The concept of a slope is central to understanding how lines behave on a graph. The slope essentially tells us how steep or flat a line is.
It's calculated using the **slope formula**, which is: \[ m = \frac{y_2 - y_1}{x_2 - x_1} \] Here,

• \(m\) represents the slope of the line,
• \( (x_1, y_1) \) are the coordinates of the first point, and
• \( (x_2, y_2) \) are the coordinates of the second point.

The formula calculates the change in the vertical direction, or "rise," over the change in the horizontal direction, or "run."
A positive slope means the line goes up from left to right; a negative slope means it goes down; a **zero slope** indicates a flat, horizontal line, like in our example where the slope is 0.

Coordinate points are fundamental in plotting and understanding lines on a graph. Each point is represented as (x, y), where

• \(x\) gives the position on the horizontal axis,
• \(y\) gives the position on the vertical axis.

In the example, the points \((4, 1)\) and \((6, 1)\) describe two positions on the graph.
Both points have the same \(y\) value, indicating they lie on the same horizontal level, which reflects why the slope is zero. When the \(y\) coordinates remain consistent, it signals a horizontal line.

A linear equation describes a straight line on a graph. The formula for a linear equation in its simplest form is \(y = mx + b\), where

• \(m\) is the slope,
• \(b\) is the y-intercept, which is where the line crosses the y-axis.

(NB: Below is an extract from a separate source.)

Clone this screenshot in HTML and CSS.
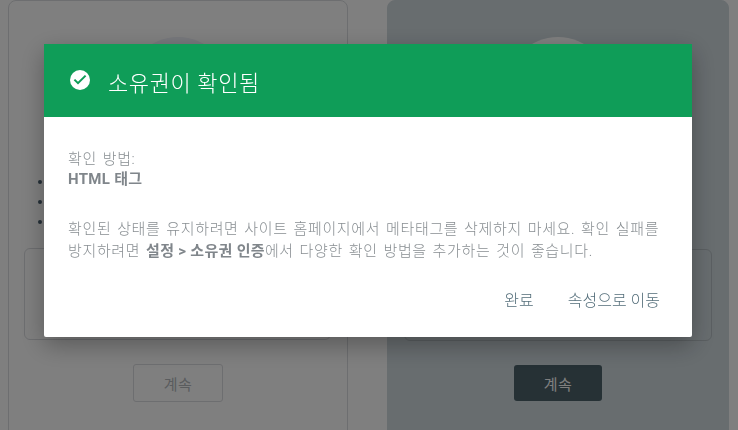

In linear equations, every change in \(x\) results in a direct and predictable change in \(y\). This consistency is defined by the slope \(m\).
For the equation of a horizontal line, the equation simplifies because the slope \(m\) is 0. Therefore, the line's equation becomes \(y = b\). In this example, both points have a \(y\)-value of 1, meaning the equation of the line is \(y = 1\), which takes on this simple horizontal form.